:: DATA PROVIDED
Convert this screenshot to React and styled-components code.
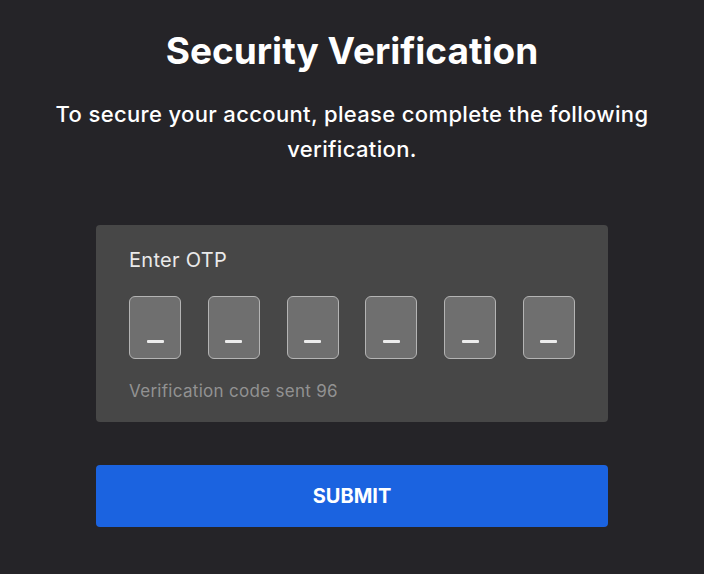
import React from "react";
import styled, { createGlobalStyle } from "styled-components";

const Global = createGlobalStyle`
  html, body { margin: 0; padding: 0; background: #252428; }
  body { font-family: "Inter", "Lato", sans-serif; color: #fff; }
`;

const Page = styled.div`
  width: 704px;
  height: 574px;
  box-sizing: border-box;
  padding: 26px 96px 0;
  display: flex;
  flex-direction: column;
  align-items: stretch;
`;

const Title = styled.h1`
  margin: 0;
  text-align: center;
  font-size: 37px;
  line-height: 50px;
  font-weight: 700;
  color: #fff;
`;

const Subtitle = styled.p`
  margin: 21px -60px 0;
  text-align: center;
  font-size: 22px;
  line-height: 35px;
  letter-spacing: 0.35px;
  font-weight: 500;
  color: #fff;
`;

const Card = styled.div`
  margin-top: 58px;
  background: #474747;
  border-radius: 4px;
  padding: 22px 33px 20px;
  display: flex;
  flex-direction: column;
`;

const Label = styled.div`
  font-size: 20px;
  line-height: 26px;
  letter-spacing: 0.3px;
  color: #eaeaea;
`;

const Boxes = styled.div`
  margin-top: 23px;
  display: flex;
  justify-content: space-between;
`;

const Box = styled.div`
  width: 52px;
  height: 63px;
  box-sizing: border-box;
  border: 1px solid #b4b4b4;
  border-radius: 6px;
  background: #6f6f6f;
  display: flex;
  align-items: flex-end;
  justify-content: center;
  padding-bottom: 15px;
`;

const Dash = styled.span`
  width: 17px;
  height: 3px;
  background: #ececec;
  border-radius: 1px;
`;

const Hint = styled.div`
  margin-top: 21px;
  font-size: 17px;
  line-height: 22px;
  letter-spacing: 0.3px;
  color: #929292;
`;

const Submit = styled.button`
  margin-top: 43px;
  height: 62px;
  border: none;
  border-radius: 4px;
  background: #1b63e0;
  color: #fff;
  font-family: "Inter", "Lato", sans-serif;
  font-size: 20px;
  font-weight: 700;
  cursor: pointer;
`;

export default function App() {
  return (
    <>
      <Global />
      <Page>
        <Title>Security Verification</Title>
        <Subtitle>
          To secure your account, please complete the following verification.
        </Subtitle>
        <Card>
          <Label>Enter OTP</Label>
          <Boxes>
            {[0, 1, 2, 3, 4, 5].map((i) => (
              <Box key={i}>
                <Dash />
              </Box>
            ))}
          </Boxes>
          <Hint>Verification code sent 96</Hint>
        </Card>
        <Submit>SUBMIT</Submit>
      </Page>
    </>
  );
}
::::
§ **WRITTEN INSTRUCTION**: Return the material word for word. Pictures are not part of the copy.

§ **THE RESULT**:
Convert this screenshot to React and styled-components code.
import React from "react";
import styled, { createGlobalStyle } from "styled-components";

const Global = createGlobalStyle`
  html, body { margin: 0; padding: 0; background: #252428; }
  body { font-family: "Inter", "Lato", sans-serif; color: #fff; }
`;

const Page = styled.div`
  width: 704px;
  height: 574px;
  box-sizing: border-box;
  padding: 26px 96px 0;
  display: flex;
  flex-direction: column;
  align-items: stretch;
`;

const Title = styled.h1`
  margin: 0;
  text-align: center;
  font-size: 37px;
  line-height: 50px;
  font-weight: 700;
  color: #fff;
`;

const Subtitle = styled.p`
  margin: 21px -60px 0;
  text-align: center;
  font-size: 22px;
  line-height: 35px;
  letter-spacing: 0.35px;
  font-weight: 500;
  color: #fff;
`;

const Card = styled.div`
  margin-top: 58px;
  background: #474747;
  border-radius: 4px;
  padding: 22px 33px 20px;
  display: flex;
  flex-direction: column;
`;

const Label = styled.div`
  font-size: 20px;
  line-height: 26px;
  letter-spacing: 0.3px;
  color: #eaeaea;
`;

const Boxes = styled.div`
  margin-top: 23px;
  display: flex;
  justify-content: space-between;
`;

const Box = styled.div`
  width: 52px;
  height: 63px;
  box-sizing: border-box;
  border: 1px solid #b4b4b4;
  border-radius: 6px;
  background: #6f6f6f;
  display: flex;
  align-items: flex-end;
  justify-content: center;
  padding-bottom: 15px;
`;

const Dash = styled.span`
  width: 17px;
  height: 3px;
  background: #ececec;
  border-radius: 1px;
`;

const Hint = styled.div`
  margin-top: 21px;
  font-size: 17px;
  line-height: 22px;
  letter-spacing: 0.3px;
  color: #929292;
`;

const Submit = styled.button`
  margin-top: 43px;
  height: 62px;
  border: none;
  border-radius: 4px;
  background: #1b63e0;
  color: #fff;
  font-family: "Inter", "Lato", sans-serif;
  font-size: 20px;
  font-weight: 700;
  cursor: pointer;
`;

export default function App() {
  return (
    <>
      <Global />
      <Page>
        <Title>Security Verification</Title>
        <Subtitle>
          To secure your account, please complete the following verification.
        </Subtitle>
        <Card>
          <Label>Enter OTP</Label>
          <Boxes>
            {[0, 1, 2, 3, 4, 5].map((i) => (
              <Box key={i}>
                <Dash />
              </Box>
            ))}
          </Boxes>
          <Hint>Verification code sent 96</Hint>
        </Card>
        <Submit>SUBMIT</Submit>
      </Page>
    </>
  );
}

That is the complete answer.